The first story, “Beast and Bird” takes place during the early days of World War II and focuses on young Annie Lubicki, the eldest daughter of a Polish-born coal miner. In order to earn extra money for her parents and their large brood, Annie travels from Bakerton to work as a maid in an Orthodox Jewish home in New York City. Haigh does a wonderful job here of making the reader feel awkward for Annie in this place where she so clearly doesn’t belong. As time goes on, she makes connections with other characters, but these relationships are doomed, and in the end she returns to Bakerton.

It’s interesting how Haigh makes this town something that no one can really escape. Even those who have left, like the hapless gambler, Sandy, in the story “A Place In the Sun” carry Bakerton with them as part of their DNA. Like their fathers who breathed coal dust and eventually suffered all manner of related diseases, their descendents can’t escape what the town has made them, and they are all a little sad that way.

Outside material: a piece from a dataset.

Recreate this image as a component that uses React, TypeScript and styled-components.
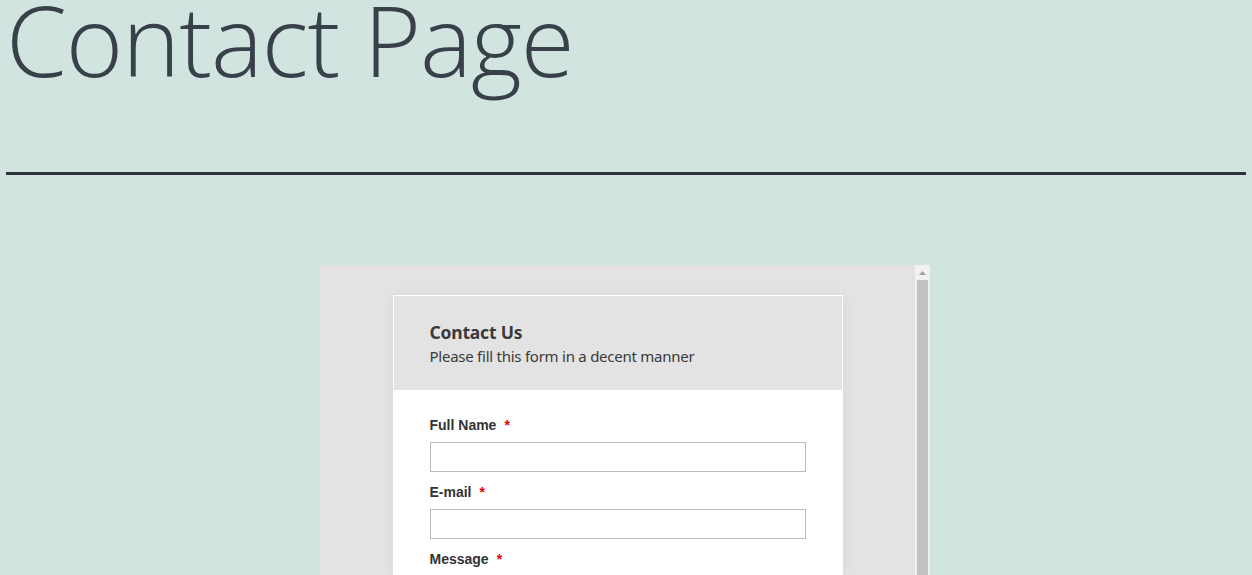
import React from "react";
import styled, { createGlobalStyle } from "styled-components";

const Global = createGlobalStyle`
  html, body { margin: 0; padding: 0; }
  body {
    background: #d2e4df;
    font-family: "Liberation Sans", Arial, sans-serif;
    overflow: hidden;
    height: 575px;
  }
`;

const Page = styled.div`
  display: flex;
  flex-direction: column;
  align-items: center;
`;

const Heading = styled.h1`
  align-self: stretch;
  margin: 0;
  padding: 0 0 0 6px;
  font-family: "Open Sans", "Noto Sans", sans-serif;
  font-weight: 300;
  font-size: 98px;
  line-height: 78px;
  height: 120px;
  color: #38414a;
  letter-spacing: -1px;
  white-space: nowrap;
`;

const Rule = styled.hr`
  width: 99%;
  margin: 52px 0 0;
  border: 0;
  border-top: 3px solid #2b303a;
  height: 0;
`;

const Embed = styled.div`
  margin: 90px 2px 0 0;
  width: 610px;
  height: 320px;
  background: #e4e3e1;
  display: flex;
`;

const Content = styled.div`
  flex: 1;
  display: flex;
  justify-content: center;
  padding-top: 30px;
`;

const Scrollbar = styled.div`
  width: 15px;
  background: #f1f1f1;
  display: flex;
  flex-direction: column;
  align-items: center;
`;

const Arrow = styled.div`
  height: 15px;
  display: flex;
  align-items: center;
  justify-content: center;
`;

const Thumb = styled.div`
  width: 11px;
  flex: 1;
  background: #c1c1c1;
`;

const Card = styled.div`
  width: 450px;
  align-self: flex-start;
  background: #ffffff;
  box-shadow: 0 0 12px rgba(0, 0, 0, 0.06);
`;

const CardHeader = styled.div`
  border: 1px solid #ffffff;
  background: #e3e3e3;
  padding: 25px 36px 0;
  box-sizing: border-box;
  height: 96px;
`;

const CardTitle = styled.div`
  font-family: "Noto Sans", "Open Sans", sans-serif;
  font-weight: 700;
  font-size: 17.5px;
  line-height: 22px;
  color: #3a3a3a;
  letter-spacing: -0.2px;
`;

const CardSub = styled.div`
  font-family: "Noto Sans", "Open Sans", sans-serif;
  font-size: 15px;
  line-height: 20px;
  margin-top: 3px;
  color: #3a3a3a;
  letter-spacing: -0.25px;
`;

const Body = styled.div`
  padding: 25px 37px 0;
  display: flex;
  flex-direction: column;
`;

const Label = styled.div`
  font-weight: 700;
  font-size: 14px;
  line-height: 18px;
  color: #333333;
  margin-bottom: 7px;
`;

const Star = styled.span`
  color: #e60000;
  margin-left: 8px;
`;

const Input = styled.input`
  width: 376px;
  height: 30px;
  box-sizing: border-box;
  border: 1px solid #bcbcbc;
  background: #ffffff;
  margin: 1px 0 11px;
  padding: 0 6px;
  outline: none;
`;

const fields = ["Full Name", "E-mail", "Message"];

export default function App() {
  return (
    <Page>
      <Global />
      <Heading>Contact Page</Heading>
      <Rule />
      <Embed>
        <Content>
          <Card>
            <CardHeader>
              <CardTitle>Contact Us</CardTitle>
              <CardSub>Please fill this form in a decent manner</CardSub>
            </CardHeader>
            <Body>
              {fields.map((f, i) => (
                <React.Fragment key={f}>
                  <Label>
                    {f}
                    <Star>*</Star>
                  </Label>
                  {i < 2 && <Input type="text" />}
                </React.Fragment>
              ))}
            </Body>
          </Card>
        </Content>
        <Scrollbar>
          <Arrow>
            <svg width="7" height="4" viewBox="0 0 7 4">
              <path d="M0 4 L3.5 0 L7 4 Z" fill="#a3a3a3" />
            </svg>
          </Arrow>
          <Thumb />
        </Scrollbar>
      </Embed>
    </Page>
  );
}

Sandy is related to a family that seems to run through several stories. While he has left town to try his luck in California and Las Vegas, his sister, Joyce remains, working as a teacher at the Bakerton high school. She marries its principal, and several of the stories follow them and their children through time and away from Bakerton. I got the feeling that some of these characters were related somehow to the Lubickis, but as I said, it was hard to make those connections.

In addition, the book also follows the descendents of the mine’s owners, The Baker Brothers, beginning with Viola Peale, cousin of Edgar and Chester Baker. Her story, “Something Sweet,” is about her lost love for her cousin Edgar, who was killed in World War II. But there’s also more there, something deeper that Haigh twists into the end of the story, and it hits you there at the end, but you also realize that hints to that conclusion were also woven keenly into the body of the story. It’s that kind of writing that makes News from Heaven a beautiful thing.

In the end it didn’t really matter that it was hard to connect the characters from story to story because each one of those stories stands on its own, like looking at a series of photographs from the same place. What we recognize most is the town, and the life it has lived through these people.